== What the exercise asks ==
Take each line containing "index" and report it exactly as written.

== Data ==
_ _ _ _ _ _ _

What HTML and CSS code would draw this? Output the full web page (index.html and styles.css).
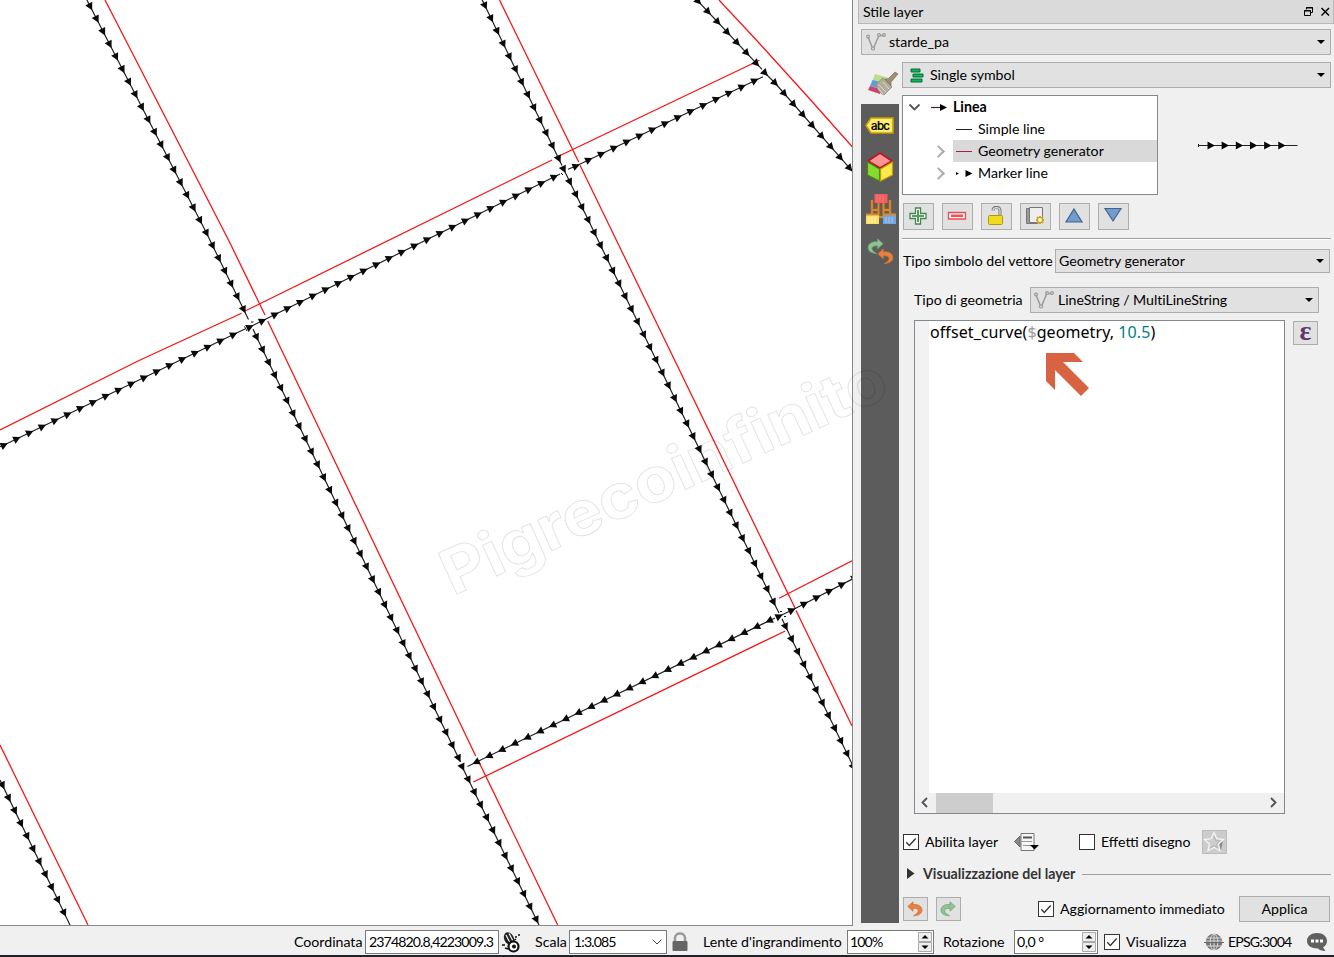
FILE: index.html
```html
<!DOCTYPE html>
<html lang="it">
<head>
<meta charset="utf-8">
<title>Stile layer</title>
<link rel="stylesheet" href="styles.css">
</head>
<body>
<svg class="defs" width="0" height="0">
  <defs>
    <symbol id="vline" viewBox="0 0 20 18"><g fill="none" stroke="#999b96" stroke-width="1.5"><path d="M2 4 6.500 15M7.500 15 12.500 3.500M13 2.500H18"/><g fill="#e1e1e1" stroke-width="1.2"><circle cx="2" cy="3.500" r="1.400"/><circle cx="7" cy="15.500" r="1.500"/><circle cx="13" cy="2" r="1.400"/><circle cx="18" cy="2" r="1.400"/></g></g></symbol>
    <symbol id="undo" viewBox="0 0 16 16"><path d="M.8 5.500 6 .8V3.500C11.500 3 15 5.500 15 9c0 3.500-3 5.500-8.500 5.800 3.500-2 4.800-3.300 4.800-5C11.300 8 9.500 7.200 6 7.400V10.200Z" fill="#e8803f" stroke="#cf6b2b" stroke-width=".7"/></symbol>
    <symbol id="redo" viewBox="0 0 16 16"><path d="M15.200 5.500 10 .8V3.500C4.500 3 1 5.500 1 9c0 3.500 3 5.500 8.500 5.800C6 12.800 4.700 11.500 4.700 9.800 4.700 8 6.500 7.200 10 7.400V10.200Z" fill="#8fc391" stroke="#68a06f" stroke-width=".7"/></symbol>
    <symbol id="check" viewBox="0 0 16 16"><rect x=".5" y=".5" width="15" height="15" fill="#fff" stroke="#333"/><path d="M3.300 8.300 6.300 11.500 12.700 4.500" fill="none" stroke="#333" stroke-width="1.300"/></symbol>
  </defs>
</svg>
<div class="window">
  <main class="workspace">
    <section class="map"><svg id="canvas" width="852" height="925" viewBox="0 0 852 925"></svg></section>
    <aside class="dock">
      <header class="dock-title"><span>Stile layer</span>
        <svg width="26" height="12" viewBox="0 0 26 12" fill="none" stroke="#000"><path d="M2.500 3.500V1.500H8.500V6.500H7M2 2H9M.5 4.500H6.500V9.500H.5ZM0 5H7"/><path d="M17.500 2 25 9.500M25 2 17.500 9.500" stroke-width="1.500"/></svg>
      </header>
      <div class="combo layer-combo"><svg width="20" height="18"><use href="#vline"/></svg><span>starde_pa</span><i class="caret"></i></div>
      <div class="dock-body">
        <nav class="tabs">
          <div class="tab-active"><svg width="32" height="28" viewBox="0 0 32 28"><path d="M8 4 22 8 20 15 5 12Z" fill="#bcdc90"/><path d="M5.500 10 17 13 16 19 3 16Z" fill="#5f9dd8"/><path d="M3 16 14 19 13 24 1 20Z" fill="#c9446f"/><path d="M9 14 16 8 25 17 17 25Q10 22 9 14Z" fill="#b3ae9b" stroke="#85826f" stroke-width=".7"/><path d="M12 15 19 22M16 12 22 19M11 18 16 24" stroke="#e1ddc7" stroke-width=".9"/><path d="M18 9 21 9 28 2 31 4 24 12 24 16Z" fill="#a08d72" stroke="#7d705c" stroke-width=".7"/></svg></div>
          <div class="tab-list">
            <svg width="30" height="17" viewBox="0 0 30 17"><path d="M1 8.500 6 1H28V16H6Z" fill="#fcee71" stroke="#c8a000" stroke-width="1.600"/><text x="6" y="12.500" class="abc" textLength="19">abc</text></svg>
            <svg width="30" height="32" viewBox="0 0 30 32"><path d="M15 2 27 10 15 17 3 10Z" fill="#f99494" stroke="#b51822" stroke-width="1.700"/><path d="M2.500 11 14.500 18V30L2.500 24Z" fill="#85dc30" stroke="#498a0d" stroke-width="1.200"/><path d="M27.500 11 15.500 18V30L27.500 24Z" fill="#ffe94c" stroke="#c39c00" stroke-width="1.200"/></svg>
            <svg width="32" height="32" viewBox="0 0 32 32"><path d="M13.500 9V24H18.500V9M7 7V22M25 7V22M7 17H14M18 17H25" fill="none" stroke="#9a5e1e" stroke-width="3.500"/><path d="M13.500 9V24H18.500V9M7 7V22M25 7V22M7 17H14M18 17H25" fill="none" stroke="#cb8b40" stroke-width="1.800"/><path d="M9.500 1H22.500V10H9.500Z" fill="#f25d62"/><path d="M12 2V9M15 2V9M18 2V9" stroke="#ff8585" stroke-width=".7"/><path d="M1 22H14V31H1Z" fill="#f8e16b"/><path d="M4 24V30M7 24V30M10 24V30" stroke="#fff5b3"/><path d="M18 22H31V31H18Z" fill="#75a7df"/><path d="M1 21.500H14M18 21.500H31" stroke="#d58b35" stroke-width="2"/><path d="M21 24V30M24 24V30M27 24V30" stroke="#a5c9f2"/></svg>
            <svg width="30" height="28" viewBox="0 0 30 28"><use href="#redo" x="1" y="0" width="17" height="17"/><use href="#undo" x="11" y="10" width="17" height="17"/></svg>
          </div>
        </nav>
        <div class="props">
          <div class="combo"><svg width="14" height="15" viewBox="0 0 14 15"><path d="M1 1H10V4H1ZM3 6H13V9H3ZM1 11H12V14H1Z" fill="#09b75d" stroke="#096a3b"/></svg><span>Single symbol</span><i class="caret"></i></div>
          <div class="tree-row">
            <div class="tree">
              <div class="node root"><svg width="50" height="22" viewBox="0 0 50 22"><path d="M6.500 8.500 11.500 13.500 16.500 8.500" fill="none" stroke="#555" stroke-width="1.800"/><path d="M28 11.500H40" stroke="#422" stroke-width="1.200"/><path d="M37 8 44 11.500 37 15Z"/></svg><b>Linea</b></div>
              <div class="node"><svg width="25" height="22"><path d="M3 11.500H19" stroke="#222"/></svg><span>Simple line</span></div>
              <div class="node selected"><svg width="25" height="22"><path d="M3 11.500H19" stroke="#a02444"/></svg><span>Geometry generator</span></div>
              <div class="node"><svg width="25" height="22"><path d="M12.500 8 19.500 11.500 12.500 15ZM3 10 6 11.500 3 13Z"/></svg><span>Marker line</span></div>
            </div>
            <svg id="preview" class="preview" width="104" height="12" viewBox="0 0 104 12"></svg>
          </div>
          <div class="tools">
            <span class="btn"><svg width="20" height="20" viewBox="0 0 20 20"><path d="M7.500 2H12.500V7.500H18V12.500H12.500V18H7.500V12.500H2V7.500H7.500Z" fill="#fff" stroke="#43844b" stroke-width="1.300"/><path d="M10 4V16M4 10H16" stroke="#579b60" stroke-width="2"/></svg></span>
            <span class="btn"><svg width="20" height="20" viewBox="0 0 20 20"><path d="M1.500 6.500H18.500V13H1.500Z" fill="#fff" stroke="#ee4b50" stroke-width="1.300"/><path d="M4 9.800H16" stroke="#f44f54" stroke-width="2.600"/></svg></span>
            <span class="btn"><svg width="20" height="20" viewBox="0 0 20 20"><path d="M7 4.500C7 0 14 0 14 5V9" fill="none" stroke="#777" stroke-width="3"/><path d="M7 4.500C7 1 14 0 14 5V9" fill="none" stroke="#ddd" stroke-width="1.200"/><rect x="2.500" y="9.500" width="14" height="9" rx="1" fill="#f0dc1e" stroke="#b59808"/></svg></span>
            <span class="btn"><svg width="20" height="20" viewBox="0 0 20 20"><path d="M1.500 2.500H13V17.500H1.500Z" fill="#999" stroke="#777"/><path d="M4.500 1.500H17.500V16.500H4.500Z" fill="#eee" stroke="#777"/><path d="M15 10V18M11 14H19M12 11 18 17M18 11 12 17" stroke="#c9a22c" stroke-width="2"/><circle cx="15" cy="14" r="2" fill="#fff4b1"/></svg></span>
            <span class="btn"><svg width="20" height="20" viewBox="0 0 20 20"><path d="M10 3 18 16H2Z" fill="#729cce" stroke="#3f658d" stroke-width="1.200"/></svg></span>
            <span class="btn"><svg width="20" height="20" viewBox="0 0 20 20"><path d="M10 15 18 2.500H2Z" fill="#729cce" stroke="#3f658d" stroke-width="1.200"/></svg></span>
          </div>
          <div class="rule"></div>
          <div class="field type-field"><label>Tipo simbolo del vettore</label><div class="combo"><span>Geometry generator</span><i class="caret"></i></div></div>
          <div class="field geometry-field"><label>Tipo di geometria</label><div class="combo"><svg width="20" height="18"><use href="#vline"/></svg><span>LineString / MultiLineString</span><i class="caret"></i></div></div>
          <div class="editor-row">
            <div class="editor">
              <div class="code"><pre>offset_curve(<span class="dollar">$</span>geometry, <span class="num">10.5</span>)</pre>
                <svg class="pointer" width="44" height="44" viewBox="0 0 44 44"><path d="M0 0H28L37 9H17L43 35 35 43 9 17V37L0 28Z" fill="#d96243"/></svg></div>
              <div class="scroll"><svg width="20" height="20" viewBox="0 0 20 20"><path d="M12 5 7.500 9.500 12 14" fill="none" stroke="#555" stroke-width="1.900"/></svg><i class="thumb"></i><svg class="right" width="20" height="20" viewBox="0 0 20 20"><path d="M7 5 11.500 9.500 7 14" fill="none" stroke="#555" stroke-width="1.900"/></svg></div>
            </div>
            <span class="btn expr">ε</span>
          </div>
          <div class="enable-row">
            <svg width="16" height="16"><use href="#check"/></svg><label class="w-enable">Abilita layer</label>
            <svg class="override" width="26" height="20" viewBox="0 0 26 20"><path d="M7 1.500H20V18.500H7Z" fill="#f6f6f6" stroke="#777"/><path d="M6 4V15L.5 9.500Z" fill="#888" stroke="#666"/><path d="M9 5.500H18" stroke="#555" stroke-width="2"/><path d="M6 9.500H18M9 13.500H18" stroke="#999"/><path d="M16 13H25L20.500 17.500Z"/></svg>
            <svg class="fx" width="16" height="16"><rect x=".5" y=".5" width="15" height="15" fill="#fff" stroke="#333"/></svg><label class="w-fx">Effetti disegno</label>
            <span class="star"><svg width="23" height="22" viewBox="0 0 23 22"><path d="M15 12 20 10 18 19 12 18Z" fill="#8a8a8a"/><path d="M11 1.500 13.800 7.700 20.500 8.500 15.500 13 17 19.800 11 16.400 5 19.800 6.500 13 1.500 8.500 8.200 7.700Z" fill="#ccc" stroke="#f4f4f4" stroke-width="1.300"/><path d="M11 5 12.500 9.500 17 10 13.500 13 14.500 17 11 14.500 7.500 17" fill="none" stroke="#b4b4b4"/></svg></span>
          </div>
          <div class="group-row"><svg width="8" height="12"><path d="M0 0 7.500 5.500 0 11Z" fill="#333"/></svg><b>Visualizzazione del layer</b><i></i></div>
          <div class="apply-row">
            <span class="btn small"><svg width="16" height="16"><use href="#undo"/></svg></span><span class="btn small"><svg width="16" height="16"><use href="#redo"/></svg></span>
            <svg class="live" width="16" height="16"><use href="#check"/></svg><label>Aggiornamento immediato</label><span class="btn apply">Applica</span>
          </div>
        </div>
      </div>
    </aside>
  </main>
  <footer class="status">
    <label class="s-coord">Coordinata</label><span class="input i-coord">2374820.8,4223009.3</span>
    <svg class="mouse" width="22" height="21" viewBox="0 0 22 21"><ellipse cx="7" cy="6.500" rx="4.800" ry="6.500" transform="rotate(-25 7 6.500)" fill="#222"/><path d="M4 3 8 11M7 1.500 11 9" stroke="#eee" stroke-width="1.300"/><circle cx="11.500" cy="14.500" r="5" fill="#fff" stroke="#111" stroke-width="2.200"/><circle cx="12" cy="14.500" r="2" fill="#111"/><path d="M4 9 8 11 14 7M13 5H15M16 3H18M0 13H3M3 16 6 17" fill="none" stroke="#111" stroke-width="1.500"/></svg>
    <label class="s-scale">Scala</label><span class="input i-scale">1:3.085<svg width="10" height="6" viewBox="0 0 10 6"><path d="M.7.7 5 5 9.300.7" fill="none" stroke="#444"/></svg></span>
    <svg class="lock" width="16" height="20" viewBox="0 0 16 20"><path d="M3 10V6C3 0 13 0 13 6V10" fill="none" stroke="#999" stroke-width="2.500"/><rect x=".5" y="9" width="15" height="10" rx="1" fill="#666"/></svg>
    <label class="s-zoom">Lente d'ingrandimento</label><span class="input spin i-zoom">100%<svg width="15" height="20" viewBox="0 0 15 20"><path d="M.5.500H13.500V9.500H.5ZM.5 10.500H13.500V19.500H.5Z" fill="#eee" stroke="#aaa"/><path d="M3.500 6.500 7 3 10.500 6.500ZM3.500 13.500 7 17 10.500 13.500Z"/></svg></span>
    <label class="s-rot">Rotazione</label><span class="input spin i-rot">0,0 °<svg width="15" height="20" viewBox="0 0 15 20"><path d="M.5.500H13.500V9.500H.5ZM.5 10.500H13.500V19.500H.5Z" fill="#eee" stroke="#aaa"/><path d="M3.500 6.500 7 3 10.500 6.500ZM3.500 13.500 7 17 10.500 13.500Z"/></svg></span>
    <svg class="render" width="16" height="16"><use href="#check"/></svg><label class="s-render">Visualizza</label>
    <svg class="globe" width="20" height="18" viewBox="0 0 20 18"><circle cx="10" cy="9" r="8.300" fill="#747474"/><g fill="none" stroke="#e4e4e4" stroke-width=".9"><ellipse cx="10" cy="9" rx="3.800" ry="8"/><path d="M10 1V17M3 5H17M1 8H19M3 13H17"/></g><path d="M0 9.500H20" stroke="#686868"/></svg>
    <label class="s-epsg">EPSG:3004</label>
    <svg class="bubble" width="21" height="19" viewBox="0 0 21 19"><path d="M10 0C16 0 20 3.300 20 8c0 3-1.500 5-4 6.200L18.500 18C15 18 12 17 11 15.500 4 15.500 0 12.500 0 8S4 0 10 0Z" fill="#606060"/><path d="M4 6.500H7V9.500H4ZM8.500 6.500H11.500V9.500H8.500ZM13 6.500H16V9.500H13Z" fill="#fff"/></svg>
  </footer>
  <svg class="watermark" width="540" height="330" viewBox="400 320 540 330"><text transform="translate(453 596) rotate(-24.600)" textLength="483" lengthAdjust="spacingAndGlyphs">Pigrecoinfinito</text></svg>
</div>
<script src="map.js"></script>
</body>
</html>
```
FILE: styles.css
```css
* { box-sizing: border-box; }
body { margin: 0; background: #f0f0f0; font: 14.15px/18px Lato, "Liberation Sans", sans-serif; color: #000; overflow: hidden; }
svg { display: block; flex: none; }
.defs { position: absolute; }
.window { position: relative; width: 1334px; height: 957px; display: flex; flex-direction: column; border-bottom: 2px solid #202228; }
.workspace { display: flex; height: 926px; }
.map { width: 853px; height: 926px; background: #fff; border-right: 1px solid #828790; border-bottom: 1px solid #828790; overflow: hidden; flex: none; }
.dock { width: 476px; margin-left: 5px; }
label, span, b { white-space: nowrap; }
.dock-title { height: 24px; background: #dadada; border: 1px solid #b9b9b9; border-top: 0; display: flex; justify-content: space-between; align-items: center; padding: 1px 3px 0 4px; }
.combo { height: 26px; border: 1px solid #adadad; background: #e1e1e1; display: flex; align-items: center; padding: 0 5px 0 3px; }
.combo svg { margin-right: 4px; }
.caret { margin-left: auto; width: 0; height: 0; border: 4px solid transparent; border-top-color: #000; border-bottom: 0; }
.layer-combo { margin: 5px 3px 0; padding-left: 4px; }
.layer-combo svg { margin-right: 3px; }
.dock-body { display: flex; padding-left: 3px; margin-top: 7px; }
.tabs { width: 38px; }
.tab-active { height: 42px; padding: 8px 0 0 6px; }
.tab-list { height: 819px; background: #5c5c5c; padding: 13px 0 0 4px; display: flex; flex-direction: column; align-items: flex-start; }
.tab-list svg:nth-child(2) { margin-top: 17px; }
.tab-list svg:nth-child(3) { margin-top: 10px; }
.tab-list svg:nth-child(4) { margin-top: 13px; margin-left: 1px; }
.abc { font: 500 11.500px Inter, sans-serif; stroke: #000; stroke-width: .2; }
.props { width: 429px; margin-left: 3px; }
.props > .combo { padding-left: 7px; }
.props > .combo svg { margin-right: 6px; }
.tree-row { display: flex; margin-top: 7px; }
.tree { width: 256px; height: 100px; border: 1px solid #828790; background: #fff; }
.node { height: 22px; display: flex; align-items: center; margin-left: 50px; position: relative; }
.node.root { margin-left: 0; }
.node.selected { background: #d9d9d9; }
.node:nth-child(n+3)::before { content: ""; position: absolute; left: -19px; top: 7px; width: 7px; height: 7px; border: solid #aaa; border-width: 2px 2px 0 0; transform: rotate(45deg); }
.preview { margin: 44px 0 0 38px; }
.tools { display: flex; gap: 8px; margin: 8px 0 0 1px; }
.btn { width: 31px; height: 27px; border: 1px solid #adadad; background: #e1e1e1; display: flex; align-items: center; justify-content: center; }
.tools .btn { padding: 0 1px 1px 0; }
.rule { margin-top: 8px; border-top: 1px solid #a0a0a0; border-bottom: 1px solid #fff; }
.field { display: flex; align-items: center; }
.type-field { margin-top: 9px; padding-left: 1px; }
.type-field label { width: 152px; }
.type-field .combo { width: 275px; height: 24px; }
.geometry-field { margin-top: 14px; padding-left: 12px; }
.geometry-field label { width: 116px; }
.geometry-field .combo { width: 289px; letter-spacing: -.04px; }
.editor-row { display: flex; margin: 7px 0 0 12px; }
.editor { width: 371px; height: 494px; border: 1px solid #828790; background: #fff; }
.code { height: 472px; border-left: 14px solid #f2f2f2; padding: 1px; position: relative; }
.code pre { margin: 0; font: 16px/21px "Noto Sans", sans-serif; letter-spacing: .08px; }
.dollar { color: #999; }
.num { color: #008080; }
.pointer { position: absolute; left: 117px; top: 32px; }
.scroll { height: 20px; background: #f0f0f0; display: flex; align-items: center; }
.thumb { width: 57px; height: 20px; background: #cdcdcd; margin-left: 1px; }
.right { margin-left: auto; }
.expr { width: 25px; height: 24px; margin: 1px 0 0 8px; font: bold 28px/20px "Liberation Serif", serif; color: #60376b; padding-bottom: 5px; }
.enable-row { display: flex; align-items: center; height: 24px; margin: 16px 0 0 1px; }
.enable-row label { margin-left: 6px; }
.w-enable { width: 76px; }
.override { margin-left: 13px; }
.fx { margin-left: 39px; }
.w-fx { width: 90px; }
.star { width: 25px; height: 24px; border: 1px solid #bcbcbc; background: #ccc; margin-left: 11px; }
.group-row { display: flex; align-items: center; height: 20px; margin-top: 10px; padding-left: 5px; color: #333; }
.group-row b { width: 153px; margin-left: 8px; }
.group-row i { height: 1px; background: #a0a0a0; margin-left: 6px; flex: 1; }
.apply-row { display: flex; align-items: center; height: 26px; margin: 12px 0 0 1px; }
.btn.small { width: 25px; height: 24px; margin-right: 8px; padding-right: 1px; }
.live { margin-left: 69px; }
.apply-row label { width: 167px; margin-left: 6px; }
.btn.apply { width: 91px; height: 26px; margin-left: 12px; }
.status { height: 29px; display: flex; align-items: center; padding: 3px 0 0 294px; }
.input { height: 24px; border: 1px solid #7a7a7a; background: #fff; display: flex; align-items: center; justify-content: space-between; padding: 0 4px 0 3px; letter-spacing: -.9px; }
.spin { padding: 0 0 0 2px; }
.s-coord { width: 71px; }
.i-coord { width: 134px; }
.mouse { margin: 0 11px 0 3px; }
.s-scale { width: 34px; }
.i-scale { width: 98px; padding-left: 4px; }
.lock { margin: 0 15px 0 5px; }
.s-zoom { width: 144px; }
.i-zoom { width: 87px; }
.s-rot { width: 71px; margin-left: 9px; }
.i-rot { width: 84px; letter-spacing: -.5px; }
.render { margin: 0 6px; }
.s-render { width: 78px; }
.globe { margin-right: 4px; }
.s-epsg { width: 79px; letter-spacing: -.85px; }
.watermark { position: absolute; left: 400px; top: 320px; pointer-events: none; }
.watermark text { font: bold 62px Inter, sans-serif; fill: none; stroke: #000; stroke-opacity: .11; stroke-width: 1; }
```
FILE: map.js
```js
const NS = 'http://www.w3.org/2000/svg';
const STEP = 14.15;

function add(parent, tag, attrs) {
  const el = document.createElementNS(NS, tag);
  for (const k in attrs) el.setAttribute(k, attrs[k]);
  parent.appendChild(el);
}

// Draws a street: black polyline with arrow markers, the first at distance `first`.
function street(parent, pts, first) {
  add(parent, 'polyline', { points: pts.join(' '), fill: 'none', stroke: '#222', 'stroke-width': 1.2 });
  let next = first;
  for (let i = 1; i < pts.length; i++) {
    const [x0, y0] = pts[i - 1], [x1, y1] = pts[i];
    const len = Math.hypot(x1 - x0, y1 - y0);
    const angle = Math.atan2(y1 - y0, x1 - x0) * 180 / Math.PI;
    while (next <= len + 0.01) {
      const x = x0 + (x1 - x0) * next / len, y = y0 + (y1 - y0) * next / len;
      add(parent, 'path', { d: 'M-3.2 -3.9 4.2 0 -3.2 3.9Z', fill: '#0a0a0a', transform: `translate(${x} ${y}) rotate(${angle})` });
      next += STEP;
    }
    next -= len;
  }
}

const canvas = document.getElementById('canvas');
const offsets = [
  [[105, 0], [229, 241], [265, 315]], [[267.7, 321], [475.7, 756]], [[478.3, 760.7], [557.7, 925]],
  [[0, 430], [138, 361], [241.5, 313.3]], [[245, 311], [552, 160]], [[557, 157], [759.5, 60.3]],
  [[499.500, 0], [578.7, 162]], [[580, 165.3], [795, 608]], [[796, 610.5], [852, 726]],
  [[779, 598.3], [852, 560.7]], [[785.3, 631], [473.3, 782]],
  [[719, 0], [756.3, 40], [808, 97], [852.5, 147]], [[0, 745], [88, 925]]
];
for (const pts of offsets) add(canvas, 'polyline', { points: pts.join(' '), fill: 'none', stroke: '#fb1010', 'stroke-width': 1.25 });

const streets = [
  [[[86.9, 0], [206.5, 233], [248.5, 319.500]], 7.3],
  [[[253, 329], [256.7, 337.3], [434, 707.3], [460.5, 762]], 9],
  [[[462.3, 767], [539, 925]], 0],
  [[[0, 446.8], [4, 445], [234, 334.3], [245, 329]], 4.4],
  [[[247, 328], [249.7, 327], [560, 174]], 2.9],
  [[[568, 169.3], [576, 166], [763, 76.7]], 8.600],
  [[[482.2, 0], [562, 165.500]], 6.4],
  [[[563.7, 169.3], [774, 603], [779, 613]], 0],
  [[[782, 618.7], [785.7, 626.7], [855, 770]], 8.8],
  [[[779, 616.3], [792.3, 610], [855, 577.7]], 0],
  [[[775, 618], [769.3, 620.7], [476, 762.3], [467.500, 766.500]], 6.3],
  [[[697, 0], [762, 69.4]], 1.9],
  [[[765, 73], [775, 83], [853, 172]], 0],
  [[[0, 780], [70, 925]], 6]
];
for (const [pts, first] of streets) street(canvas, pts, first);
add(canvas, 'path', { d: 'M244.500 326.500 247 331M251 322H253.500M561 173 563 175M780 611.500H782M784 616.500H786', stroke: '#111', fill: 'none' });

const preview = document.getElementById('preview');
for (let i = 0; i < 6; i++) add(preview, 'circle', { cx: 15 + i * 14.15, cy: 6.500, r: 5, fill: '#fafafa' });
add(preview, 'path', { d: 'M2.500 5V8', stroke: '#111' });
street(preview, [[2, 6.5], [101.500, 6.5]], 12.7);
preview.lastElementChild.remove();
```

_ _ _ _ _ _ _

== Written response ==
What HTML and CSS code would draw this? Output the full web page (index.html and styles.css).
FILE: index.html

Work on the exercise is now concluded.